Step 1: Construct candidate sequence. Fix $x_0 \in X$ and define $x_{n+1} = f(x_n)$ for $n \geq 0$.

Step 2: Show $(x_n)$ is Cauchy. For $n \geq 1$,

$d(x_{n+1}, x_n) = d(f(x_n), f(x_{n-1})) \leq \lambda d(x_n, x_{n-1}) \leq \lambda^2 d(x_{n-1}, x_{n-2}) \leq \cdots \leq \lambda^n d(x_1, x_0).$

For $m > n$, by the triangle inequality,

$d(x_m, x_n) \leq d(x_n, x_{n+1}) + d(x_{n+1}, x_{n+2}) + \cdots + d(x_{m-1}, x_m) \leq \sum_{k=n}^{m-1} \lambda^k d(x_1, x_0) = \lambda^n \frac{1 - \lambda^{m-n}}{1 - \lambda} d(x_1, x_0).$

Since $\lambda < 1$, $\lambda^n \to 0$, so $d(x_m, x_n) \to 0$ as $n \to \infty$. Thus $(x_n)$ is Cauchy.
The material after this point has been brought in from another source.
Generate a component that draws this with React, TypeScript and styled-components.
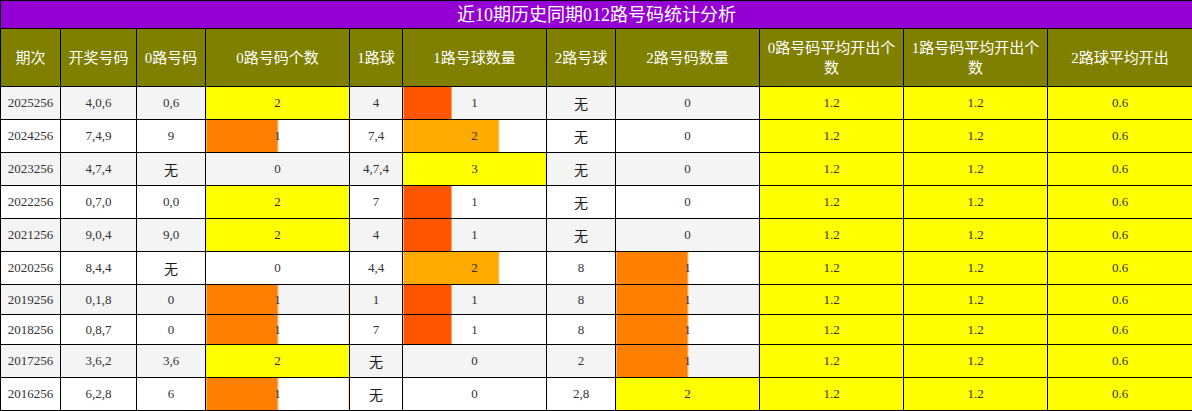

Step 3: Convergence. By completeness of $X$, there exists $x^* \in X$ such that $x_n \to x^*$.

Step 4: $x^*$ is a fixed point. By continuity of $f$ (a consequence of the Lipschitz condition),

$f(x^*) = f(\lim_{n \to \infty} x_n) = \lim_{n \to \infty} f(x_n) = \lim_{n \to \infty} x_{n+1} = x^*.$

Step 5: Uniqueness. Suppose $f(y) = y$ for some $y \in X$. Then

$d(x^*, y) = d(f(x^*), f(y)) \leq \lambda d(x^*, y).$

Since $0 \leq \lambda < 1$, this implies $(1 - \lambda) d(x^*, y) \leq 0$, so $d(x^*, y) = 0$. Thus $x^* = y$.

Step 6: Error estimate. From Step 2, taking $m \to \infty$,

$d(x_n, x^*) \leq \frac{\lambda^n}{1 - \lambda} d(x_1, x_0).$

This shows the iteration converges exponentially fast.